*EXERCISE DETAILS:* For the data below, work out how many lines contain the word "code" and supply only that number.

*DATA SUPPLIED:*

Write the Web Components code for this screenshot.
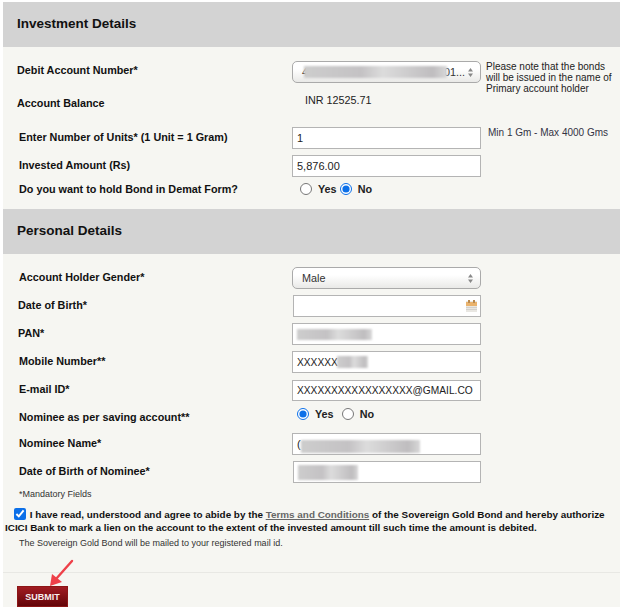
<!DOCTYPE html>
<html>
<head>
<meta charset="utf-8">
<style>
  html, body { margin: 0; padding: 0; background: #fff; }
  body { font-family: "Liberation Sans", Arial, sans-serif; color: #111; overflow: hidden; height: 607px; }
</style>
</head>
<body>
<bond-form>
  <section-head>Investment Details</section-head>
  <form-row label="Debit Account Number*" h="28" top="14" lx="14" ly="-2">
    <fake-select>4<smudge-box x="11" w="143" h="12" y="4"></smudge-box><span style="margin-left:auto">01...</span></fake-select>
    <span slot="note" class="note">Please note that the bonds<br>will be issued in the name of<br>Primary account holder</span>
  </form-row>
  <form-row label="Account Balance" h="38" lx="14" ly="3">
    <span style="margin:5px 0 0 13px;line-height:13px">INR 12525.71</span>
  </form-row>
  <form-row label="Enter Number of Units* (1 Unit = 1 Gram)" h="28" lx="16" ly="-1">
    <text-box>1</text-box>
    <span slot="note" class="note tight">Min 1 Gm - Max 4000 Gms</span>
  </form-row>
  <form-row label="Invested Amount (Rs)" h="28" lx="16" ly="-1"><text-box>5,876.00</text-box></form-row>
  <form-row label="Do you want to hold Bond in Demat Form?" h="26" lx="16" ly="-5">
    <radio-pair no style="margin:-5px 0 0 8px"></radio-pair>
  </form-row>

  <section-head>Personal Details</section-head>
  <form-row label="Account Holder Gender*" h="28" top="13" lx="16" ly="-1"><fake-select>Male</fake-select></form-row>
  <form-row label="Date of Birth*" h="28" lx="15" cx="1" ly="-1"><text-box>
    <svg width="11" height="12" viewBox="0 0 11 12" style="margin-left:auto;margin-right:-1px">
      <rect y="1" width="11" height="11" fill="#e9e7e2"/>
      <rect y="2" width="11" height="4" fill="#eab36d"/>
      <rect x="2" y="0" width="2" height="3" fill="#b98a50"/>
      <rect x="7" y="0" width="2" height="3" fill="#b98a50"/>
      <rect y="7" width="11" height="1" fill="#d3d1cc"/>
      <rect y="9" width="11" height="1" fill="#d3d1cc"/>
    </svg>
  </text-box></form-row>
  <form-row label="PAN*" h="28" lx="15" ly="-1"><text-box><smudge-box x="4" w="75" h="11" y="5"></smudge-box></text-box></form-row>
  <form-row label="Mobile Number**" h="29" lx="16" ly="-1"><text-box style="font-size:10.2px">XXXXXX<smudge-box x="44" w="31" h="12" y="4"></smudge-box></text-box></form-row>
  <form-row label="E-mail ID*" h="22" lx="16" ly="-2"><text-box style="height:21px;font-size:10.2px">XXXXXXXXXXXXXXXXX@GMAIL.CO</text-box></form-row>
  <form-row label="Nominee as per saving account**" h="31" lx="16" ly="4">
    <radio-pair style="margin:1px 0 0 5px;--gap2:5px"></radio-pair>
  </form-row>
  <form-row label="Nominee Name*" h="28" lx="16" ly="-1"><text-box>(<smudge-box x="8" w="119" h="13" y="6"></smudge-box></text-box></form-row>
  <form-row label="Date of Birth of Nominee*" h="27" lx="16" cx="1" ly="-1"><text-box><smudge-box x="4" w="60" h="15" y="3"></smudge-box></text-box></form-row>
  <bond-terms></bond-terms>
</bond-form>

<script>
// page shell
class BondForm extends HTMLElement {
  constructor() {
    super();
    this.attachShadow({ mode: 'open' }).innerHTML = `
      <style>
        :host { display: block; position: relative; margin: 2px 0 0 3px; height: 605px; background: #f6f6f2; overflow: hidden; }
        svg { position: absolute; left: 45px; top: 556px; }
      </style>
      <slot></slot>
      <svg width="32" height="34" viewBox="0 0 32 34">
        <path d="M24 3 L8 21" stroke="#ee4049" stroke-width="2.4" stroke-linecap="round" fill="none"/>
        <path d="M2 28 L4 16 L14 24 Z" fill="#ee4049"/>
      </svg>`;
  }
}

class SectionHead extends HTMLElement {
  constructor() {
    super();
    this.attachShadow({ mode: 'open' }).innerHTML = `
      <style>
        :host { display: flex; align-items: center; height: 45px; padding-left: 14px; background: #d3d3d3; font: bold 13.5px/16px "Liberation Sans", Arial, sans-serif; color: #111; }
        span { position: relative; top: -1px; }
      </style>
      <span><slot></slot></span>`;
  }
}

// label + control column + note column
class FormRow extends HTMLElement {
  constructor() {
    super();
    this.attachShadow({ mode: 'open' }).innerHTML = `
      <style>
        :host { display: grid; grid-template-columns: 289px 189px 1fr; box-sizing: border-box; font: 10.8px "Liberation Sans", Arial, sans-serif; color: #222; }
        .lbl { font-weight: bold; font-size: 10.8px; line-height: 22px; color: #111; white-space: nowrap; }
        .ctl { display: flex; align-items: flex-start; }
        .nt { padding-left: 5px; }
        ::slotted(.note) { display: block; font-size: 10px; line-height: 11px; color: #222; margin-top: 0; white-space: nowrap; }
        ::slotted(.note.tight) { margin: 0 0 0 2px; color: #334; }
      </style>
      <div class="lbl"></div>
      <div class="ctl"><slot></slot></div>
      <div class="nt"><slot name="note"></slot></div>`;
  }
  connectedCallback() {
    const lbl = this.shadowRoot.querySelector('.lbl');
    const ctl = this.shadowRoot.querySelector('.ctl');
    lbl.textContent = this.getAttribute('label');
    lbl.style.paddingLeft = (this.getAttribute('lx') || 0) + 'px';
    lbl.style.marginTop = (this.getAttribute('ly') || 0) + 'px';
    ctl.style.marginLeft = (this.getAttribute('cx') || 0) + 'px';
    this.style.height = this.getAttribute('h') + 'px';
    this.style.marginTop = (this.getAttribute('top') || 0) + 'px';
  }
}

class TextBox extends HTMLElement {
  constructor() {
    super();
    this.attachShadow({ mode: 'open' }).innerHTML = `
      <style>
        :host { display: flex; align-items: center; position: relative; box-sizing: border-box; width: 189px; height: 22px; padding: 0 4px; background: #fff; border: 1px solid #b4b4b4; font: 11px "Liberation Sans", Arial, sans-serif; color: #222; white-space: nowrap; overflow: hidden; }
      </style>
      <slot></slot>`;
  }
}

class FakeSelect extends HTMLElement {
  constructor() {
    super();
    this.attachShadow({ mode: 'open' }).innerHTML = `
      <style>
        :host { display: flex; align-items: center; position: relative; box-sizing: border-box; width: 189px; height: 22px; padding: 0 15px 0 9px; border: 1px solid #aaa; border-radius: 5px; background: linear-gradient(#fff 35%, #e9e9e7); font: 10.8px "Liberation Sans", Arial, sans-serif; color: #333; white-space: nowrap; }
        svg { position: absolute; right: 7px; top: 6px; }
      </style>
      <slot></slot>
      <svg width="5" height="9" viewBox="0 0 5 9"><path d="M2.5 0 L5 3.5 L0 3.5 Z M0 5.5 L5 5.5 L2.5 9 Z" fill="#888"/></svg>`;
  }
}

// blurred-out account data
class SmudgeBox extends HTMLElement {
  constructor() {
    super();
    this.attachShadow({ mode: 'open' }).innerHTML = `
      <style>
        :host { position: absolute; display: block; background: linear-gradient(90deg, #cdcdcd, #c4c2c4 40%, #dcdcdc 55%, #bfbdbf 90%, #d8d8d8); filter: blur(1px); }
      </style>`;
  }
  connectedCallback() {
    this.style.left = this.getAttribute('x') + 'px';
    this.style.top = this.getAttribute('y') + 'px';
    this.style.width = this.getAttribute('w') + 'px';
    this.style.height = this.getAttribute('h') + 'px';
  }
}

class RadioPair extends HTMLElement {
  constructor() {
    super();
    this.attachShadow({ mode: 'open' }).innerHTML = `
      <style>
        :host { display: flex; align-items: center; height: 22px; font: bold 10.8px "Liberation Sans", Arial, sans-serif; color: #222; gap: 3px; }
        input { margin: 0 3px 0 0; width: 12px; height: 12px; accent-color: #0b6fe8; }
        .n { margin-left: var(--gap2, 0); }
      </style>
      <input type="radio" name="r" class="y"><span>Yes</span>
      <input type="radio" name="r" class="n"><span>No</span>`;
  }
  connectedCallback() {
    const pick = this.hasAttribute('no') ? '.n' : '.y';
    this.shadowRoot.querySelector(pick).checked = true;
  }
}

class BondTerms extends HTMLElement {
  constructor() {
    super();
    this.attachShadow({ mode: 'open' }).innerHTML = `
      <style>
        :host { display: block; font: 11px "Liberation Sans", Arial, sans-serif; color: #222; }
        .small { font-size: 9px; line-height: 12px; padding-left: 16px; color: #333; white-space: nowrap; }
        .agree { margin-top: 8px; padding-left: 2px; font-weight: bold; font-size: 9.9px; line-height: 13px; color: #111; white-space: nowrap; }
        input { width: 12px; height: 12px; margin: 0 1px 0 9px; vertical-align: -2px; accent-color: #0b6fe8; }
        a { color: #666; text-decoration: underline; }
        .mail { margin-top: 3px; }
        .foot { margin-top: 23px; border-top: 1px solid #e8e8e4; padding: 13px 0 0 14px; }
        button { display: block; width: 51px; height: 21px; padding: 0; border: 1px solid #8c1616; background: linear-gradient(#a11c22, #640508); color: #f8eeee; font: bold 9px "Liberation Sans", Arial, sans-serif; }
      </style>
      <div class="small">*Mandatory Fields</div>
      <div class="agree"><input type="checkbox" checked> I have read, understood and agree to abide by the <a href="#">Terms and Conditions</a> of the Sovereign Gold Bond and hereby authorize<br>ICICI Bank to mark a lien on the account to the extent of the invested amount till such time the amount is debited.</div>
      <div class="small mail">The Sovereign Gold Bond will be mailed to your registered mail id.</div>
      <div class="foot"><button type="button">SUBMIT</button></div>`;
  }
}

customElements.define('bond-form', BondForm);
customElements.define('section-head', SectionHead);
customElements.define('form-row', FormRow);
customElements.define('text-box', TextBox);
customElements.define('fake-select', FakeSelect);
customElements.define('smudge-box', SmudgeBox);
customElements.define('radio-pair', RadioPair);
customElements.define('bond-terms', BondTerms);
</script>
</body>
</html>
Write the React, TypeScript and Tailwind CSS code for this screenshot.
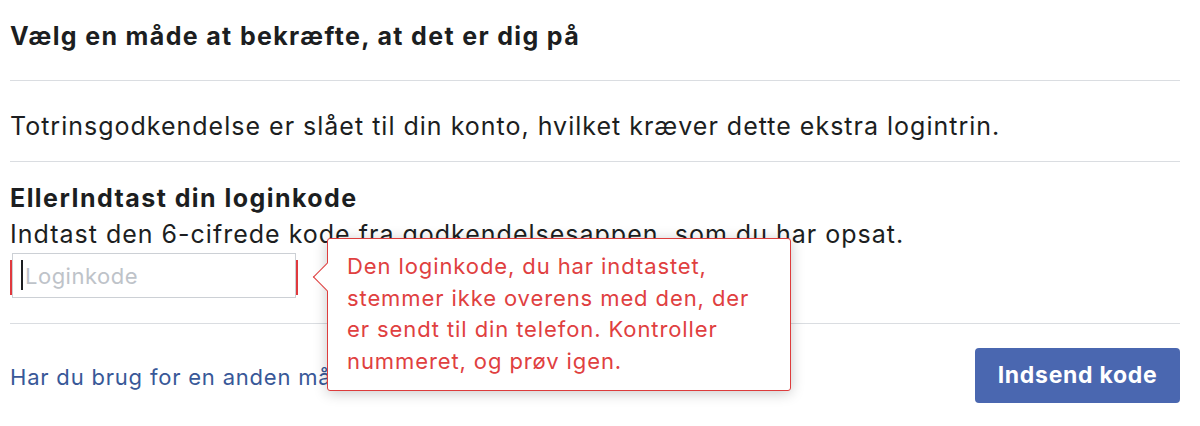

*PROBLEM SOLUTION:* 2